Monday, March 4, 2013

Knowledge and Human Identity

Piet Mondrian - Composition for No. 1

The procession of successive generations through varied civilizations has reaped thousands of years of accumulated human experience recorded as written knowledge, a rising foundation of understanding from which all future advancement is built.  One extraordinary result of this process of intellectual growth, beyond the assimilation of vast new libraries of information and their attendant concepts, is the expansion of hitherto unrealized capacities involving human reason and associated mental powers. 

A biologically modern human, equal in potential with any human of today, but living tens of thousands of years ago would have no inkling of his power to read a bewildering array of abstract symbols as easily as hearing the spoken word or that he possesses an enormous capacity for absorbing vast amounts of information and translating them into an understanding of general concepts or that he has the ability to perform highly technical skills demanding painstaking precision and concentration.  These appreciations would never be know to primitive man because he had yet to develop within a society capable of investing enormous time and resources into his mental development.  The fascinating possibility of unleashing new human mental potential still exists as civilization’s acquisition of knowledge picks up its already torrid pace.

All biological organisms respond in various degrees to their surrounding environment.  More complex animals, particularly vertebrates, are capable of learning and retaining particular pieces of information.  They familiarize themselves with their surroundings and they learn to locate themselves in relation to their home, their food source and areas of possible danger.  They learn survival tasks.  They identify other individuals.  They do not appear capable of understanding concepts.  The understanding that all animals are born has no baring on survival.  Prey is to be eaten and there is no need to think beyond the fact that it is food.  All animals respond to fear but, beyond that, it is unlikely any animal other than man considers the certainty of their own inevitable death.  Life as a concept is an unnecessary consideration for an animal to exist.  A wolf, a deer, a hawk considers its present circumstance in regards to need, urges, opportunity and danger and then acts accordingly.  Who am I?  What meaning is there to existence?  These aren’t questions they likely entertain.  What survival benefit is there to such an inquiry? 

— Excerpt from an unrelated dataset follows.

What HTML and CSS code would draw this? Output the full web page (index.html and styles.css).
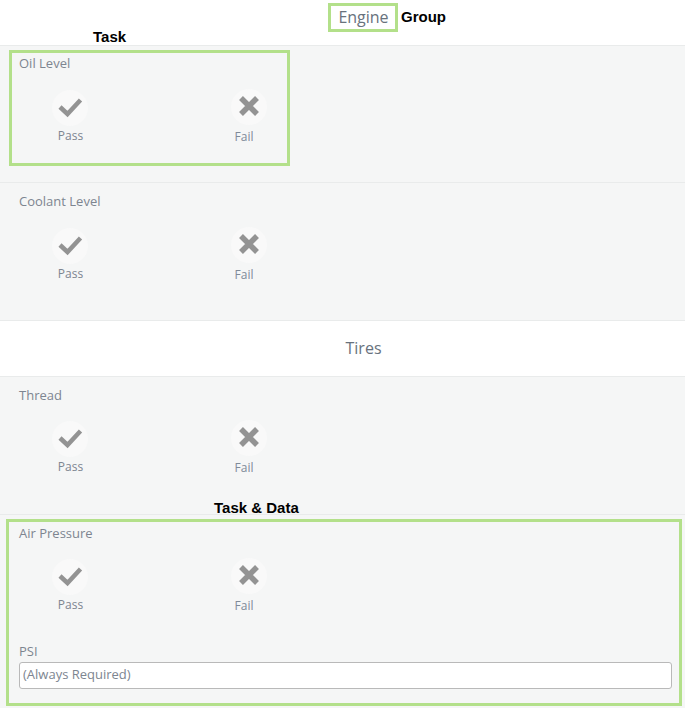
FILE: index.html
```html
<!DOCTYPE html>
<html lang="en">
<head>
  <meta charset="UTF-8">
  <title>Inspection</title>
  <link rel="stylesheet" href="styles.css">
</head>
<body>

<div class="page">
  <h2 class="group-title group-first">Engine</h2>

  <section class="task">
    <div class="task-label">Oil Level</div>
    <div class="options">
      <div class="option pass">
        <span class="icon"><svg width="36" height="36" viewBox="0 0 36 36"><polyline points="8,17 15.500,24 28.500,10"/></svg></span>
        <span class="option-label">Pass</span>
      </div>
      <div class="option fail">
        <span class="icon"><svg width="36" height="36" viewBox="0 0 36 36"><path d="M10 9 L26 25 M26 9 L10 25"/></svg></span>
        <span class="option-label">Fail</span>
      </div>
    </div>
  </section>

  <section class="task">
    <div class="task-label">Coolant Level</div>
    <div class="options">
      <div class="option pass">
        <span class="icon"><svg width="36" height="36" viewBox="0 0 36 36"><polyline points="8,17 15.500,24 28.500,10"/></svg></span>
        <span class="option-label">Pass</span>
      </div>
      <div class="option fail">
        <span class="icon"><svg width="36" height="36" viewBox="0 0 36 36"><path d="M10 9 L26 25 M26 9 L10 25"/></svg></span>
        <span class="option-label">Fail</span>
      </div>
    </div>
  </section>

  <h2 class="group-title">Tires</h2>

  <section class="task">
    <div class="task-label">Thread</div>
    <div class="options">
      <div class="option pass">
        <span class="icon"><svg width="36" height="36" viewBox="0 0 36 36"><polyline points="8,17 15.500,24 28.500,10"/></svg></span>
        <span class="option-label">Pass</span>
      </div>
      <div class="option fail">
        <span class="icon"><svg width="36" height="36" viewBox="0 0 36 36"><path d="M10 9 L26 25 M26 9 L10 25"/></svg></span>
        <span class="option-label">Fail</span>
      </div>
    </div>
  </section>

  <section class="task task-data">
    <div class="task-label">Air Pressure</div>
    <div class="options">
      <div class="option pass">
        <span class="icon"><svg width="36" height="36" viewBox="0 0 36 36"><polyline points="8,17 15.500,24 28.500,10"/></svg></span>
        <span class="option-label">Pass</span>
      </div>
      <div class="option fail">
        <span class="icon"><svg width="36" height="36" viewBox="0 0 36 36"><path d="M10 9 L26 25 M26 9 L10 25"/></svg></span>
        <span class="option-label">Fail</span>
      </div>
    </div>
    <label class="data-label" for="psi">PSI</label>
    <input id="psi" class="data-input" type="text" placeholder="(Always Required)">
  </section>

  <!-- annotations on top of the form -->
  <div class="mark mark-engine"></div>
  <div class="mark mark-task"></div>
  <div class="mark mark-data"></div>
  <span class="note note-group">Group</span>
  <span class="note note-task">Task</span>
  <span class="note note-data">Task &amp; Data</span>
</div>

</body>
</html>
```

FILE: styles.css
```css
html, body {
  margin: 0;
  padding: 0;
  background: #fff;
}

.page {
  position: relative;
  width: 685px;
  height: 708px;
  overflow: hidden;
  font-family: "Open Sans", sans-serif;
  font-size: 13px;
  color: #7d8590;
}

.group-title {
  margin: 0;
  height: 55px;
  line-height: 55px;
  padding-left: 42px;
  text-align: center;
  font-size: 16px;
  font-weight: 400;
  color: #68727d;
}

.group-first {
  height: 45px;
  line-height: 35px;
}

.task {
  height: 138px;
  box-sizing: border-box;
  padding: 9px 13px 0 19px;
  background: #f5f6f6;
  border-top: 1px solid #e9ebeb;
}

.group-first + .task {
  height: 137px;
  padding-top: 8px;
}

.task-data {
  height: 194px;
}

.task + .group-title {
  border-top: 1px solid #e9ebeb;
}

.task-label {
  line-height: 18px;
}

.options {
  display: flex;
  margin-top: 17px;
  padding-left: 33px;
}

.group-first + .task .options,
.group-first + .task + .task .options {
  margin-top: 18px;
}

.option {
  display: flex;
  flex-direction: column;
  align-items: center;
  width: 36px;
}

.fail {
  margin-left: 143px;
  margin-top: -1px;
}

.icon {
  display: block;
  width: 36px;
  height: 36px;
  border-radius: 50%;
  background: #f9f9f9;
}

.icon svg {
  display: block;
  fill: none;
  stroke: #939393;
  stroke-width: 4.5;
}

.fail .icon svg {
  stroke-width: 5.5;
}

.option-label {
  margin-top: 1px;
  line-height: 18px;
  font-size: 12px;
  white-space: nowrap;
}

.pass .option-label {
  margin-left: 1px;
}

.fail .option-label {
  margin-top: 3px;
  margin-right: 10px;
  color: #7e8a99;
}

.data-label {
  display: block;
  margin-top: 27px;
  line-height: 18px;
}

.data-input {
  display: block;
  box-sizing: border-box;
  width: 653px;
  height: 27px;
  margin: 2px 0 0;
  padding: 0 3px 4px;
  background: #fff;
  border: 1px solid #b9b9b9;
  border-radius: 3px;
  font-family: "Open Sans", sans-serif;
  font-size: 13px;
  color: #7d8590;
}

.data-input::placeholder {
  color: #7d8590;
  opacity: 1;
}

.mark {
  position: absolute;
  box-sizing: border-box;
  border: 3px solid #b3e08a;
}

.mark-engine {
  left: 328px;
  top: 3px;
  width: 70px;
  height: 29px;
}

.mark-task {
  left: 9px;
  top: 50px;
  width: 281px;
  height: 116px;
}

.mark-data {
  left: 6px;
  top: 519px;
  width: 676px;
  height: 187px;
}

.note {
  position: absolute;
  font-family: "Liberation Sans", Arial, sans-serif;
  font-size: 15px;
  font-weight: 700;
  line-height: 16px;
  color: #000;
}

.note-group {
  left: 401px;
  top: 9px;
}

.note-task {
  left: 93px;
  top: 29px;
}

.note-data {
  left: 214px;
  top: 500px;
}
```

When did we as a human animal form first arrive at this point of self-inquiry?  Is there the germ of philosophical question in the face of a zoo gorilla?  What Darwinian evolutionary motivation is involved in the search for meaning in existence?  Is the concern for meaning associated with the elemental desire for the survival of self?  Yes.  Obviously human consciousness has crossed a bridge and entered a realm where physical survival has manifested itself to a level of concern for individual identity.  We have moved beyond an instinct for physical preservation to developing a sense that our sovereign existence is rooted in a unique individual identity of greater value than our corporal body of tissue, nerve and bone.  Our emotional response to being confronted by a hungry lion would be that of a deer – a flight to survive.  The deer, though, does not experience our concept of self.  It probably has little, if any, self awareness as we understand it.  As a member of the animal kingdom we seem uniquely self conscious.  As Rene Descartes said, “I think, therefore I am.”  We regard ourselves as a self-evident proposition.  It is one of the few certainties of our existence.